The behavior of the electric- $\mathbf{E}$ and the magnetic-field $\mathbf{B}$ und time reversal and parity can be calculated in different ways.
My first solution is to study the transformation behavior of the Field-strength-tensor $F^{\mu\nu}$ when acting on it with the Lorentz-transformation for time reversal $$(\mathcal{T}_{\;\;\;\nu}^{\mu})=\text{diag}(-1,1,1,1)$$ and similarly for partiy $$(\mathcal{P}_{\;\;\nu}^{\mu})=\text{diag}(1,-1,-1,-1)$$. The result is that for both time reversal and parity $\mathbf{E}$ and $\mathbf{B}$ behave as: $$\begin{align}\mathbf{E'} &= -\mathbf{E}\\ \mathbf{B'} &= \mathbf{B} \end{align}$$
On the other hand, if one follows the argumentation of Jackson and demands the invariance of the e.o.m., mathematically: $$\begin{align} \mathcal{T}&: \quad \mathbf{x'} = \mathbf{x} \quad \text{and} \quad t' = -t\\ \mathcal{P}&: \quad \mathbf{x'} = -\mathbf{x} \quad \text{and} \quad t' = t \end{align}$$ for the transformations and $$m_0 \gamma' \frac{\mathrm{d}u'^\mu}{\mathrm{d}t'} \stackrel{!}{=} \frac{q}{c} F'^{\mu\nu}u'_\nu $$ for the e.o.m.

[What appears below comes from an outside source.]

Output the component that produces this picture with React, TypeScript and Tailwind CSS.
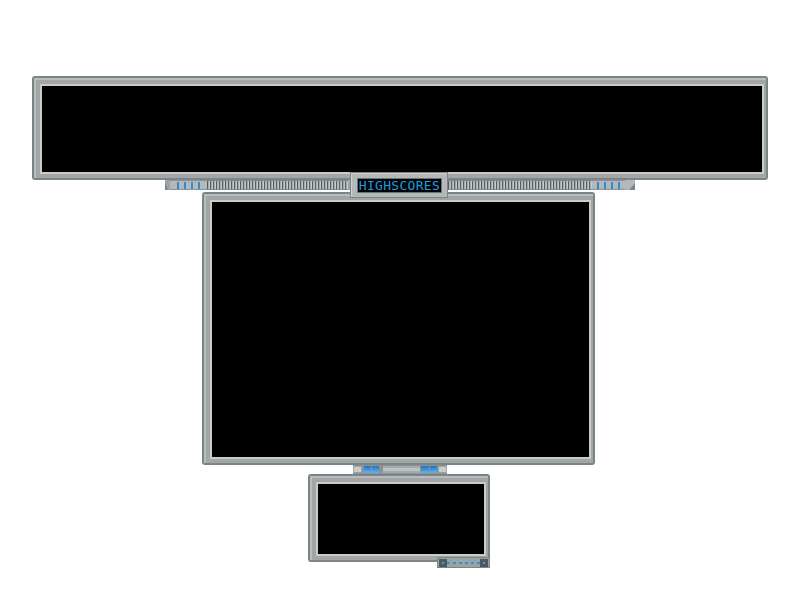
import React from 'react';

function Frame({ className = '' }: { className?: string }) {
  return (
    <div className={`bg-[#7b8589] p-[2px] rounded-[3px] ${className}`}>
      <div className="h-full bg-[#a2a6a6] border-t-2 border-l-2 border-[#b9bdbd] pt-[4px] pl-[4px] pr-[2px] pb-[4px]">
        <div className="h-full bg-[#c9cdc9] p-[2px]">
          <div className="h-full bg-black" />
        </div>
      </div>
    </div>
  );
}

function Ticks({ count }: { count: number }) {
  return (
    <div className="h-full bg-[#b4b8b8] border-y border-[#8a9295] flex items-center justify-center gap-[5px]">
      {Array.from({ length: count }).map((_, i) => (
        <div key={i} className="w-[2px] h-[7px] bg-[#2a8fd8]" />
      ))}
    </div>
  );
}

function Grill({ className = '' }: { className?: string }) {
  return (
    <div className={`h-full bg-[#7f878a] py-[1px] ${className}`}>
      <div className="h-full bg-[repeating-linear-gradient(90deg,#545e62_0px,#545e62_1px,#a8acac_1px,#a8acac_2px,#c4c8c8_2px,#c4c8c8_3px)]" />
    </div>
  );
}

export default function App() {
  return (
    <div className="w-[800px] min-h-[600px] bg-white pt-[76px]" style={{ fontFamily: '"DejaVu Sans Mono", monospace' }}>
      {/* top display */}
      <div className="ml-[32px] w-[736px] h-[104px]">
        <Frame className="h-full" />
      </div>

      {/* strip with title */}
      <div className="relative ml-[165px] w-[470px] h-[12px]">
        <div className="flex h-[10px] bg-[#7b8589]">
          <div className="w-[5px] h-full bg-[#9ea2a2] [clip-path:polygon(100%_0,100%_100%,60%_100%,0_30%,0_0)]" />
          <div className="w-[37px] h-full"><Ticks count={4} /></div>
          <div className="w-[141px] h-full"><Grill /></div>
          <div className="w-[100px] h-full bg-[#a2a6a6]" />
          <div className="w-[144px] h-full"><Grill /></div>
          <div className="w-[33px] h-full"><Ticks count={4} /></div>
          <div className="w-[10px] h-full bg-[#b4b8b8] [clip-path:polygon(0_0,100%_0,100%_30%,40%_100%,0_100%)]" />
        </div>
        <div className="absolute left-[185px] top-[-8px] w-[98px] h-[26px] bg-[#7b8589] p-[1px]">
          <div className="h-full bg-[#b4b8b8] border-t border-l border-[#d0d4d0] px-[5px] py-[4px]">
            <div className="h-full bg-black border border-[#6a7478] flex items-center justify-center">
              <span className="text-[13px] leading-none tracking-[0.3px] text-[#1a9ee2]">HIGHSCORES</span>
            </div>
          </div>
        </div>
      </div>

      {/* main list */}
      <div className="ml-[202px] w-[393px] h-[273px]">
        <Frame className="h-full" />
      </div>

      {/* connector */}
      <div className="ml-[353px] w-[94px] h-[9px] bg-[#8a9294] flex items-stretch py-[1px]">
        <div className="w-[9px] bg-[#c9cdc9] border border-[#9ea2a2]" />
        <div className="ml-[2px] w-[7px] bg-gradient-to-b from-[#1f6fc8] to-[#62b8f0]" />
        <div className="ml-[1px] w-[7px] bg-gradient-to-b from-[#1f6fc8] to-[#62b8f0]" />
        <div className="ml-[4px] flex-1 bg-[#bfc3c0] border-y-2 border-[#a6aaa8]" />
        <div className="ml-[1px] w-[8px] bg-gradient-to-b from-[#1f6fc8] to-[#62b8f0]" />
        <div className="ml-[1px] w-[7px] bg-gradient-to-b from-[#1f6fc8] to-[#62b8f0]" />
        <div className="ml-[1px] w-[9px] bg-[#c9cdc9] border border-[#9ea2a2]" />
      </div>

      {/* small panel */}
      <div className="ml-[308px] w-[182px] h-[88px]">
        <Frame className="h-full" />
      </div>

      {/* bottom tab */}
      <div className="relative ml-[437px] -mt-[5px] w-[53px] h-[11px] bg-[#9ea2a2] border border-[#7b8589] flex items-center px-[1px]">
        <div className="w-[8px] h-[8px] bg-[#4f5a5e] flex items-center justify-center">
          <div className="w-[2px] h-[2px] bg-[#3aa0f0]" />
        </div>
        <div className="flex-1 flex items-center justify-center gap-[3px]">
          {Array.from({ length: 6 }).map((_, i) => (
            <div key={i} className="w-[3px] h-[2px] bg-[#2a90e0]" />
          ))}
        </div>
        <div className="w-[8px] h-[8px] bg-[#4f5a5e] flex items-center justify-center">
          <div className="w-[2px] h-[2px] bg-[#3aa0f0]" />
        </div>
      </div>
    </div>
  );
}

The equation above implies a different transformation behavior for the field-strength-tensor with the result: $$\begin{align} \mathcal{T}&: \quad \mathbf{E'} = \mathbf{E} \quad \text{and} \quad \mathbf{B'} = -\mathbf{B}\\ \mathcal{P}&: \quad \mathbf{E'} = -\mathbf{E} \quad \text{and} \quad \mathbf{B'} = \mathbf{B} \end{align}$$
My question now: How is this issue/ambiguity resolved or what is my misconception.